>> begin Recorded information

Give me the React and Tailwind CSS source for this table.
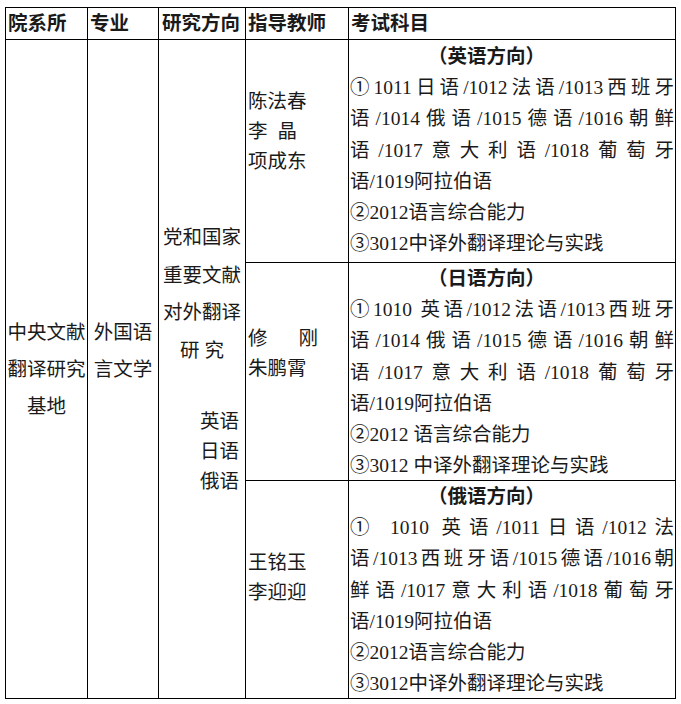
const font = "font-['Liberation_Serif','Noto_Sans_CJK_SC',serif]";

const rows = [
  {
    title: '（英语方向）',
    teacherPad: 'pt-[47px]',
    teachers: [
      '陈法春',
      <>李<span className="ml-[10px]">晶</span></>,
      '项成东',
    ],
    examPad: 'pt-[1px]',
    lines: [
      ['①1011日语/1012法语/1013西班牙', true],
      ['语/1014俄语/1015德语/1016朝鲜', true],
      ['语/1017意大利语/1018葡萄牙', true],
      ['语/1019阿拉伯语', false],
      ['②2012语言综合能力', false],
      ['③3012中译外翻译理论与实践', false],
    ],
  },
  {
    title: '（日语方向）',
    teacherPad: 'pt-[61px]',
    teachers: [
      <>修<span className="ml-[31px]">刚</span></>,
      '朱鹏霄',
    ],
    examPad: 'pt-0',
    lines: [
      ['①1010 英语/1012法语/1013西班牙', true],
      ['语/1014俄语/1015德语/1016朝鲜', true],
      ['语/1017意大利语/1018葡萄牙', true],
      ['语/1019阿拉伯语', false],
      ['②2012 语言综合能力', false],
      ['③3012 中译外翻译理论与实践', false],
    ],
  },
  {
    title: '（俄语方向）',
    teacherPad: 'pt-[67px]',
    teachers: ['王铭玉', '李迎迎'],
    examPad: 'pt-0',
    lines: [
      ['① 1010 英语/1011日语/1012法', true],
      ['语/1013西班牙语/1015德语/1016朝', true],
      ['鲜语/1017意大利语/1018葡萄牙', true],
      ['语/1019阿拉伯语', false],
      ['②2012语言综合能力', false],
      ['③3012中译外翻译理论与实践', false],
    ],
  },
];

const rowStart = ['row-start-2', 'row-start-3', 'row-start-4'];

export default function App() {
  const cell = 'border-r border-b border-black';
  const head = `${cell} flex items-center pl-[2px] font-bold`;

  return (
    <div className={`w-[681px] h-[704px] bg-white text-[#1a1a1a] text-[19.5px] ${font}`}>
      <div className="ml-[5px] pt-[7px]">
        <div className="grid w-[671px] grid-cols-[82px_71px_87px_103px_327px] grid-rows-[32px_223px_218px_218px] border-t border-l border-black">
          <div className={head}>院系所</div>
          <div className={head}>专业</div>
          <div className={`${head} pl-[3px]`}>研究方向</div>
          <div className={head}>指导教师</div>
          <div className={head}>考试科目</div>

          <div className={`${cell} col-start-1 row-start-2 row-span-3 pt-[274px] text-center leading-[37px]`}>
            <div>中央文献</div>
            <div>翻译研究</div>
            <div>基地</div>
          </div>

          <div className={`${cell} col-start-2 row-start-2 row-span-3 pt-[274px] text-center leading-[37px]`}>
            <div>外国语</div>
            <div>言文学</div>
          </div>

          <div className={`${cell} col-start-3 row-start-2 row-span-3 pt-[179px]`}>
            <div className="text-center leading-[37.5px]">
              <div>党和国家</div>
              <div>重要文献</div>
              <div>对外翻译</div>
              <div>研 究</div>
            </div>
            <div className="mt-[38px] pr-[6px] text-right leading-[30px]">
              <div>英语</div>
              <div>日语</div>
              <div>俄语</div>
            </div>
          </div>

          {rows.map((r, i) => (
            <div key={`t${i}`} className={`${cell} col-start-4 ${rowStart[i]} ${r.teacherPad} pl-[2px] leading-[30px]`}>
              {r.teachers.map((t, j) => (
                <div key={j}>{t}</div>
              ))}
            </div>
          ))}

          {rows.map((r, i) => (
            <div key={`e${i}`} className={`${cell} col-start-5 ${rowStart[i]} ${r.examPad} pl-[1px] pr-[1px] leading-[31.2px]`}>
              <div className="pl-[78px] font-bold">{r.title}</div>
              {r.lines.map(([text, justify], j) => (
                <div
                  key={j}
                  className={justify ? 'whitespace-nowrap text-justify [text-align-last:justify]' : 'whitespace-nowrap'}
                >
                  {text}
                </div>
              ))}
            </div>
          ))}
        </div>
      </div>
    </div>
  );
}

>> end Recorded information

Repeat the material above word for word and skip every image in it.

Finished task:
Give me the React and Tailwind CSS source for this table.
const font = "font-['Liberation_Serif','Noto_Sans_CJK_SC',serif]";

const rows = [
  {
    title: '（英语方向）',
    teacherPad: 'pt-[47px]',
    teachers: [
      '陈法春',
      <>李<span className="ml-[10px]">晶</span></>,
      '项成东',
    ],
    examPad: 'pt-[1px]',
    lines: [
      ['①1011日语/1012法语/1013西班牙', true],
      ['语/1014俄语/1015德语/1016朝鲜', true],
      ['语/1017意大利语/1018葡萄牙', true],
      ['语/1019阿拉伯语', false],
      ['②2012语言综合能力', false],
      ['③3012中译外翻译理论与实践', false],
    ],
  },
  {
    title: '（日语方向）',
    teacherPad: 'pt-[61px]',
    teachers: [
      <>修<span className="ml-[31px]">刚</span></>,
      '朱鹏霄',
    ],
    examPad: 'pt-0',
    lines: [
      ['①1010 英语/1012法语/1013西班牙', true],
      ['语/1014俄语/1015德语/1016朝鲜', true],
      ['语/1017意大利语/1018葡萄牙', true],
      ['语/1019阿拉伯语', false],
      ['②2012 语言综合能力', false],
      ['③3012 中译外翻译理论与实践', false],
    ],
  },
  {
    title: '（俄语方向）',
    teacherPad: 'pt-[67px]',
    teachers: ['王铭玉', '李迎迎'],
    examPad: 'pt-0',
    lines: [
      ['① 1010 英语/1011日语/1012法', true],
      ['语/1013西班牙语/1015德语/1016朝', true],
      ['鲜语/1017意大利语/1018葡萄牙', true],
      ['语/1019阿拉伯语', false],
      ['②2012语言综合能力', false],
      ['③3012中译外翻译理论与实践', false],
    ],
  },
];

const rowStart = ['row-start-2', 'row-start-3', 'row-start-4'];

export default function App() {
  const cell = 'border-r border-b border-black';
  const head = `${cell} flex items-center pl-[2px] font-bold`;

  return (
    <div className={`w-[681px] h-[704px] bg-white text-[#1a1a1a] text-[19.5px] ${font}`}>
      <div className="ml-[5px] pt-[7px]">
        <div className="grid w-[671px] grid-cols-[82px_71px_87px_103px_327px] grid-rows-[32px_223px_218px_218px] border-t border-l border-black">
          <div className={head}>院系所</div>
          <div className={head}>专业</div>
          <div className={`${head} pl-[3px]`}>研究方向</div>
          <div className={head}>指导教师</div>
          <div className={head}>考试科目</div>

          <div className={`${cell} col-start-1 row-start-2 row-span-3 pt-[274px] text-center leading-[37px]`}>
            <div>中央文献</div>
            <div>翻译研究</div>
            <div>基地</div>
          </div>

          <div className={`${cell} col-start-2 row-start-2 row-span-3 pt-[274px] text-center leading-[37px]`}>
            <div>外国语</div>
            <div>言文学</div>
          </div>

          <div className={`${cell} col-start-3 row-start-2 row-span-3 pt-[179px]`}>
            <div className="text-center leading-[37.5px]">
              <div>党和国家</div>
              <div>重要文献</div>
              <div>对外翻译</div>
              <div>研 究</div>
            </div>
            <div className="mt-[38px] pr-[6px] text-right leading-[30px]">
              <div>英语</div>
              <div>日语</div>
              <div>俄语</div>
            </div>
          </div>

          {rows.map((r, i) => (
            <div key={`t${i}`} className={`${cell} col-start-4 ${rowStart[i]} ${r.teacherPad} pl-[2px] leading-[30px]`}>
              {r.teachers.map((t, j) => (
                <div key={j}>{t}</div>
              ))}
            </div>
          ))}

          {rows.map((r, i) => (
            <div key={`e${i}`} className={`${cell} col-start-5 ${rowStart[i]} ${r.examPad} pl-[1px] pr-[1px] leading-[31.2px]`}>
              <div className="pl-[78px] font-bold">{r.title}</div>
              {r.lines.map(([text, justify], j) => (
                <div
                  key={j}
                  className={justify ? 'whitespace-nowrap text-justify [text-align-last:justify]' : 'whitespace-nowrap'}
                >
                  {text}
                </div>
              ))}
            </div>
          ))}
        </div>
      </div>
    </div>
  );
}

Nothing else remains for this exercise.